As a 100% Chardonnay, the Boschendal Jean Le Long Vintage Brut allows for an extended time on lees with a minimum contact period of 60 months. The result is a Cap Classique that tantalises the senses with its fresh, cool climate acidity and beautifully rounded yet equally complex structure. Interestingly, the Jean Le Long 2009 Brut had an even lengthier time on lees, due its incredible consistency and freshness. The result is an opulent Cap Classique with notes of brioche and lemon cream and a smooth yet delectable mousse on the palate. The Jean Le Long is a true testament to Boschendal’s pursuit to craft the ultimate bubbly. 

The force majeure felt by all those who have worked with the Boschendal Cap Classique to maintain the attention to detail and consistently look for slight, yet noteworthy methods in which to improve each vintage and non-vintage blend or single cultivar wine, is tangible. This has been my experience in working with the Cap Classique wines from this historic estate. There is a loyalty and obligation to all those that have walked the Boschendal Estate soils before you, to pay homage to the ground-shakers, rule-breakers and revolutionaries that have had a part in the legacy that is Boschendal wines".

But how do you craft the perfect Cap Classique? 

"In France, they call it Champagne. In South Africa, we call it Cap Classique. Both styles use the same traditional methods but with very distinctive characteristics.  As 2023 marks the 52nd anniversary of the Cape’s Cap Classique category and Boschendal’s 42nd anniversary of producing this vibrant elixir, let’s honour this remarkable milestone by exploring how this unique sparkling wine is made.
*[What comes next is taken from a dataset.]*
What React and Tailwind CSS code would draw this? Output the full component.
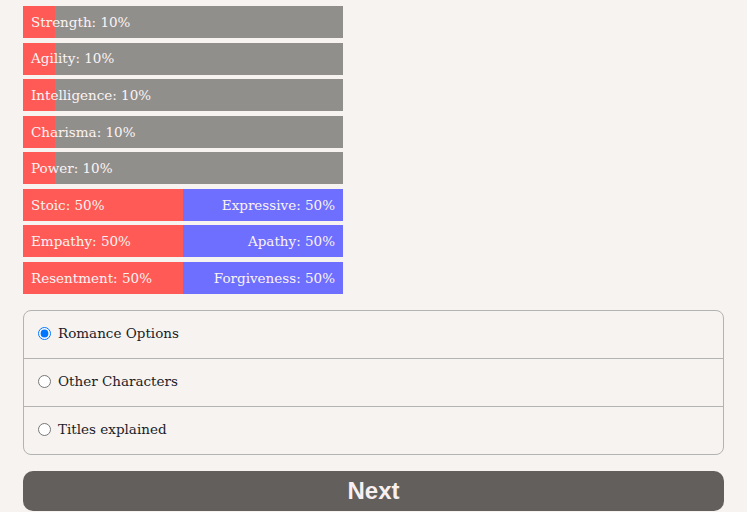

Have you ever wondered where the characteristic ‘Pop!’ and resulting bubbles come from when opening a bottle of Cap Classique?  As a ‘bottled fermented wine’, Cap Classique is made using the age-old méthode champenoise technique - attributed initially to inventor Dom Perignon in the late 1600s. In short, the grapes are pressed and fermented in stainless steel tanks - much like traditional wine. However, the difference comes in that once the base wine is bottled, the winemaker adds a measured combination of sugar and yeast (called the liqueur de tirage) to kickstart a second fermentation process - right in the bottle!

The reason the base wine is sweetened is to ensure that the yeast mixture has enough ‘food’ and nutrients to survive the increasing pressure. The by-products of most sugar-based fermentations are heat and carbon dioxide. As the bottle volume under the crown cap is 750ml, the heat created from the fermentation is not that significant (although at Boschendal, we still complete bottle fermentation in a temperature-regulated storage area). However, the increase in pressure from carbon dioxide production can be significant, producing 6 to 8 bars of pressure.

Since the bottle is tightly sealed and the second fermentation takes place within it, there’s nowhere for the gas to escape – so it is reabsorbed into the liquid until the cork pops, and it gets a chance to sparkle! The result is a Cap Classique with approximately 50 million bubbles per bottle, which creates the beloved ‘fizz’ effect on the wine and resulting and sought-after ‘mousse’ sensation on the palate. While Cap Classique’s production is time-consuming and a trial of devotion and patience, it is by far the most rewarding category of wine to produce - and no doubt the most exhilarating to consume!


We'll drink to that. Thank you for all the insights Danielle!